4.3 Crack Opening Profiles
The effect of creep-fatigue loading condition on the crack opening profile is shown in Fig. 10. The crack-opening displacement in Fig. 10 is defined as the half of the vertical displacement of the crack surface (considering the symmetry). When the crack opening displacement becomes zero, it suggests the crack closure. Figures 10(a) and (c) show the crack-opening displacement under the maximum load (P =Pmax ) at Δa = 0 mm and Δa = 2 mm, respectively, whereas Figs. 10(b) and (d) show the crack-opening displacement under the minimum load (P = Pmin ) at Δa = 0 mm and Δa = 2 mm, respectively.

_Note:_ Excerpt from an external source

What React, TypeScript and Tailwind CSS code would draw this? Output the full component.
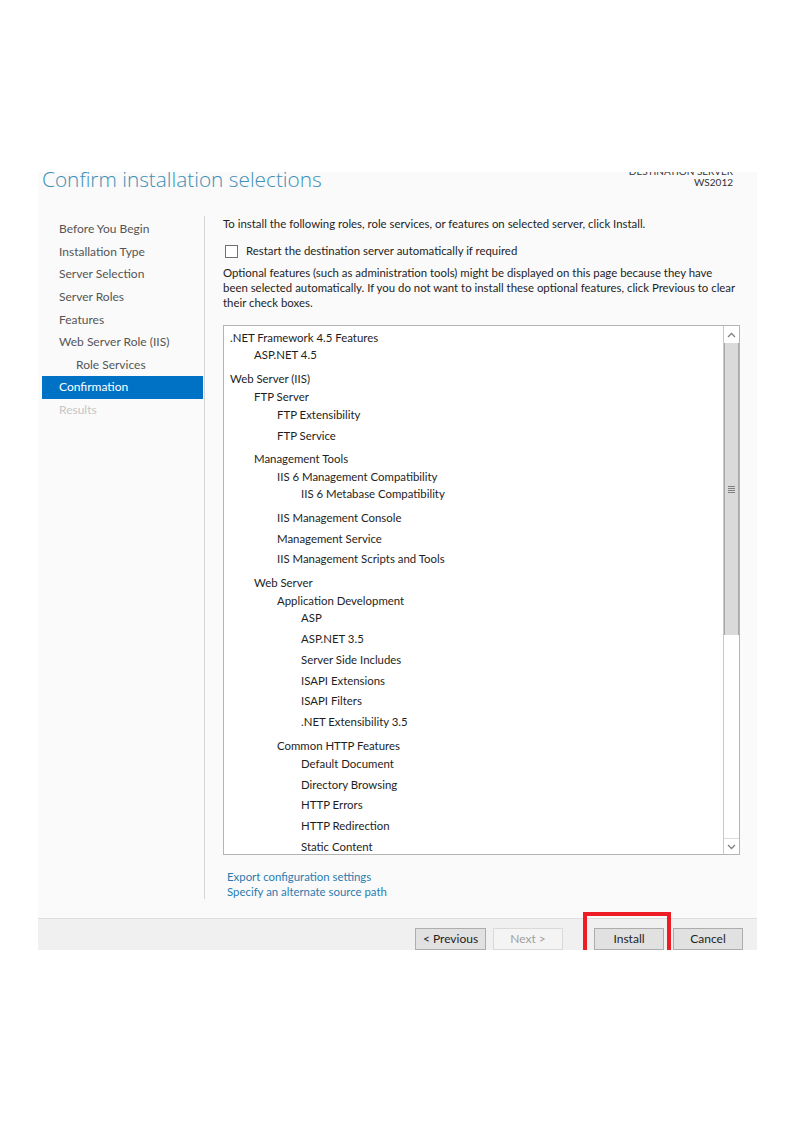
import React from "react";

const nav: { t: string; cls: string }[] = [
  { t: "Before You Begin", cls: "pl-[17px] text-[#555555]" },
  { t: "Installation Type", cls: "pl-[17px] text-[#555555]" },
  { t: "Server Selection", cls: "pl-[17px] text-[#555555]" },
  { t: "Server Roles", cls: "pl-[17px] text-[#555555]" },
  { t: "Features", cls: "pl-[17px] text-[#555555]" },
  { t: "Web Server Role (IIS)", cls: "pl-[17px] text-[#555555]" },
  { t: "Role Services", cls: "pl-[34px] text-[#555555]" },
  { t: "Confirmation", cls: "pl-[17px] bg-[#0072c6] text-white" },
  { t: "Results", cls: "pl-[17px] text-[#c6c6c6]" },
];

const items: { t: string; cls: string }[] = [
  { t: ".NET Framework 4.5 Features", cls: "pl-[6px] h-[17px]" },
  { t: "ASP.NET 4.5", cls: "pl-[30px] h-[24px]" },
  { t: "Web Server (IIS)", cls: "pl-[6px] h-[18px]" },
  { t: "FTP Server", cls: "pl-[30px] h-[18px]" },
  { t: "FTP Extensibility", cls: "pl-[53px] h-[21px]" },
  { t: "FTP Service", cls: "pl-[53px] h-[23px]" },
  { t: "Management Tools", cls: "pl-[30px] h-[18px]" },
  { t: "IIS 6 Management Compatibility", cls: "pl-[53px] h-[17px]" },
  { t: "IIS 6 Metabase Compatibility", cls: "pl-[77px] h-[24px]" },
  { t: "IIS Management Console", cls: "pl-[53px] h-[21px]" },
  { t: "Management Service", cls: "pl-[53px] h-[20px]" },
  { t: "IIS Management Scripts and Tools", cls: "pl-[53px] h-[24px]" },
  { t: "Web Server", cls: "pl-[30px] h-[18px]" },
  { t: "Application Development", cls: "pl-[53px] h-[17px]" },
  { t: "ASP", cls: "pl-[77px] h-[21px]" },
  { t: "ASP.NET 3.5", cls: "pl-[77px] h-[21px]" },
  { t: "Server Side Includes", cls: "pl-[77px] h-[21px]" },
  { t: "ISAPI Extensions", cls: "pl-[77px] h-[20px]" },
  { t: "ISAPI Filters", cls: "pl-[77px] h-[21px]" },
  { t: ".NET Extensibility 3.5", cls: "pl-[77px] h-[24px]" },
  { t: "Common HTTP Features", cls: "pl-[53px] h-[18px]" },
  { t: "Default Document", cls: "pl-[77px] h-[21px]" },
  { t: "Directory Browsing", cls: "pl-[77px] h-[20px]" },
  { t: "HTTP Errors", cls: "pl-[77px] h-[21px]" },
  { t: "HTTP Redirection", cls: "pl-[77px] h-[21px]" },
  { t: "Static Content", cls: "pl-[77px] h-[21px]" },
];

function Btn({ label, disabled, cls }: { label: string; disabled?: boolean; cls: string }) {
  return (
    <div
      className={
        "h-[22px] flex items-center justify-center text-[12px] " +
        (disabled
          ? "border border-[#d9d9d9] bg-[#f4f4f4] text-[#a0a0a0] "
          : "border border-[#adadad] bg-[#e1e1e1] text-[#1e1e1e] ") +
        cls
      }
    >
      {label}
    </div>
  );
}

export default function App() {
  return (
    <div
      className="w-[794px] h-[1123px] bg-white pt-[172px] pl-[38px]"
      style={{ fontFamily: 'Lato, "Open Sans", sans-serif' }}
    >
      <div className="w-[719px] h-[778px] bg-[#fafafa] flex flex-col overflow-hidden">
        {/* header */}
        <div className="h-[44px] flex justify-between shrink-0">
          <div
            className="pl-[4px] -mt-[8px] text-[20.8px] font-light leading-[30px] text-[#3a8fb7] whitespace-nowrap"
            style={{ fontFamily: '"Open Sans", sans-serif' }}
          >
            Confirm installation selections
          </div>
          <div className="pr-[24px] -mt-[6px] flex flex-col items-end text-[10px] leading-[11px] text-[#333333]">
            <div>DESTINATION SERVER</div>
            <div>WS2012</div>
          </div>
        </div>
        {/* body */}
        <div className="flex h-[702px] shrink-0">
          <div className="w-[166px] shrink-0 pl-[4px] pr-[1px] pt-[2px]">
            {nav.map((n) => (
              <div key={n.t} className={"h-[22.6px] flex items-center text-[12px] " + n.cls}>
                {n.t}
              </div>
            ))}
          </div>
          <div className="w-px shrink-0 h-[683px] bg-[#d5d5d5]" />
          <div className="flex-1 min-w-0 pl-[18px] pr-[17px] text-[11.4px] text-[#1e1e1e]">
            <div className="h-[16px] leading-[16px] whitespace-nowrap">
              To install the following roles, role services, or features on selected server, click Install.
            </div>
            <div className="mt-[11px] h-[16px] flex items-center">
              <div className="ml-[2px] w-[13px] h-[13px] border border-[#707070] bg-white" />
              <div className="ml-[8px] leading-[16px]">Restart the destination server automatically if required</div>
            </div>
            <div className="mt-[6px] leading-[15px] whitespace-nowrap">
              Optional features (such as administration tools) might be displayed on this page because they have
              <br />
              been selected automatically. If you do not want to install these optional features, click Previous to clear
              <br />
              their check boxes.
            </div>
            <div className="mt-[15px] h-[530px] border border-[#b4b4b4] bg-white flex overflow-hidden">
              <div className="flex-1 pt-[4px] overflow-hidden">
                {items.map((it) => (
                  <div key={it.t} className={"leading-[16px] whitespace-nowrap " + it.cls}>
                    {it.t}
                  </div>
                ))}
              </div>
              {/* scrollbar */}
              <div className="w-[16px] shrink-0 border-l border-[#c8c8c8] flex flex-col">
                <div className="h-[17px] flex items-center justify-center bg-white">
                  <svg width="9" height="6" viewBox="0 0 9 6">
                    <path d="M1 5 L4.5 1.5 L8 5" fill="none" stroke="#808080" strokeWidth="1.3" />
                  </svg>
                </div>
                <div className="h-[292px] bg-[#dadada] border-x border-[#a8a8a8] flex items-center justify-center">
                  <div className="flex flex-col gap-[1px]">
                    <div className="w-[7px] h-px bg-[#808080]" />
                    <div className="w-[7px] h-px bg-[#808080]" />
                    <div className="w-[7px] h-px bg-[#808080]" />
                    <div className="w-[7px] h-px bg-[#808080]" />
                  </div>
                </div>
                <div className="flex-1 bg-white" />
                <div className="h-[16px] flex items-center justify-center bg-white border-t border-[#dcdcdc]">
                  <svg width="9" height="6" viewBox="0 0 9 6">
                    <path d="M1 1 L4.5 4.5 L8 1" fill="none" stroke="#808080" strokeWidth="1.3" />
                  </svg>
                </div>
              </div>
            </div>
            <div className="mt-[14px] pl-[4px] leading-[15px] text-[#2a7cb0]">
              <div>Export configuration settings</div>
              <div>Specify an alternate source path</div>
            </div>
          </div>
        </div>
        {/* footer */}
        <div className="flex-1 border-t border-[#dedede] bg-[#f0f0f0] pt-[9px] pr-[14px] flex justify-end items-start">
          <Btn label="< Previous" cls="w-[71px]" />
          <Btn label="Next >" disabled cls="w-[70px] ml-[7px]" />
          <div className="relative ml-[31px]">
            <Btn label="Install" cls="w-[70px]" />
            <div className="absolute -left-[11px] -top-[16px] w-[88px] h-[60px] border-4 border-[#ee1c25]" />
          </div>
          <Btn label="Cancel" cls="w-[70px] ml-[9px]" />
        </div>
      </div>
    </div>
  );
}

At initiation (Δa = 0 mm), crack blunting occurs at the maximum load in all cases, as shown in Fig. 10(a). The most blunting occurs for the specimen 1 (R = 0.833 and th = 10 hrs), and blunting is depressed with decreasing the load ratio and hold time. As shown in Fig. 10(b), crack closure is observed only in the specimen 5 (R = -0.92 and th = 10 min).
At crack growth (Δa = 2 mm), a large difference in the crack opening profile between tension-tension and tension-compression loading is observed. For the tension-compression loading cases (specimen 3 and 5), both crack blunting and closure occur, as shown in Figs. 10(c) and (d). On the other hand, in tension-tension loading case (specimen 1), the sharper crack profile is maintained during loading and unloading cycles.
As the specimen is unloaded and re-loaded elastically for the tension-tension loading, the crack opening profile changes only slightly during loading and unloading and thus the crack growth behavior is similar to that under pure creep loading. On the other hand, the crack growth behavior under the tension-compression creep-fatigue loading is quite different from that under the pure creep loading. The crack closure occurs under compressive loading, which initializes creep-redistributed crack-tip stress states, re-activates the transient deformation, and as a result, the crack blunting occurs.